User Mitigations on Confluent Cloud

• Replication policies: Leverage Confluent’s multi-region support for fault tolerance.
• Producer acknowledgments: Configure acks=all for critical workloads to ensure data consistency.
• Topic configurations: Use compacted topics to reduce the impact of eventual consistency.

Good Deployment Strategies for Kafka and Flink

When deploying Kafka and Flink yourself, consider the following:

Apache Kafka

• Use a minimum of three brokers to ensure quorum-based leader elections.
• Carefully configure replication factors and partitions to balance throughput and fault tolerance.
• Enable monitoring with tools like Prometheus and Grafana to identify partitions early.

Apache Flink

• Deploy Flink clusters with job and task managers separated for scalability.
• Configure high-availability setups with Zookeeper or Kubernetes.
• Use external durable state backends (e.g., Kafka, Cassandra) with proper consistency settings.

Combined Pipelines

• Synchronize checkpoint intervals between Flink and Kafka to minimize latency.
• Implement retry logic for failed Kafka writes in Flink.
• Test failure scenarios rigorously to fine-tune configurations.

Conclusion

The CAP Theorem is a foundational concept that continues to shape distributed system design (albeit some spirited argument to the contrary).

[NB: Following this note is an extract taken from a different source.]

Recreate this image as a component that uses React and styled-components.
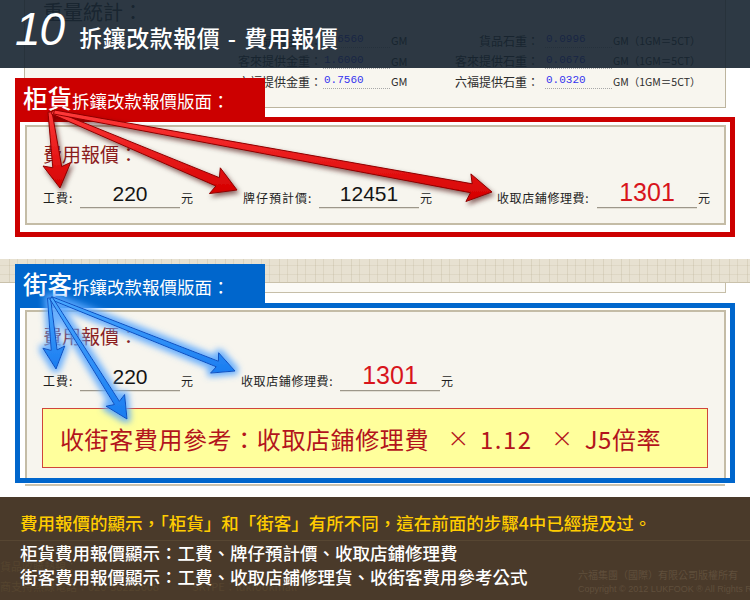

By understanding its implications on tools like Apache Kafka, Flink, and Cassandra, and leveraging managed services like Confluent Cloud, we can make informed architectural decisions that balance consistency, availability, and partition tolerance effectively. Whether you’re self-hosting or using managed services, robust configurations and a clear understanding of CAP trade-offs are key to building resilient systems.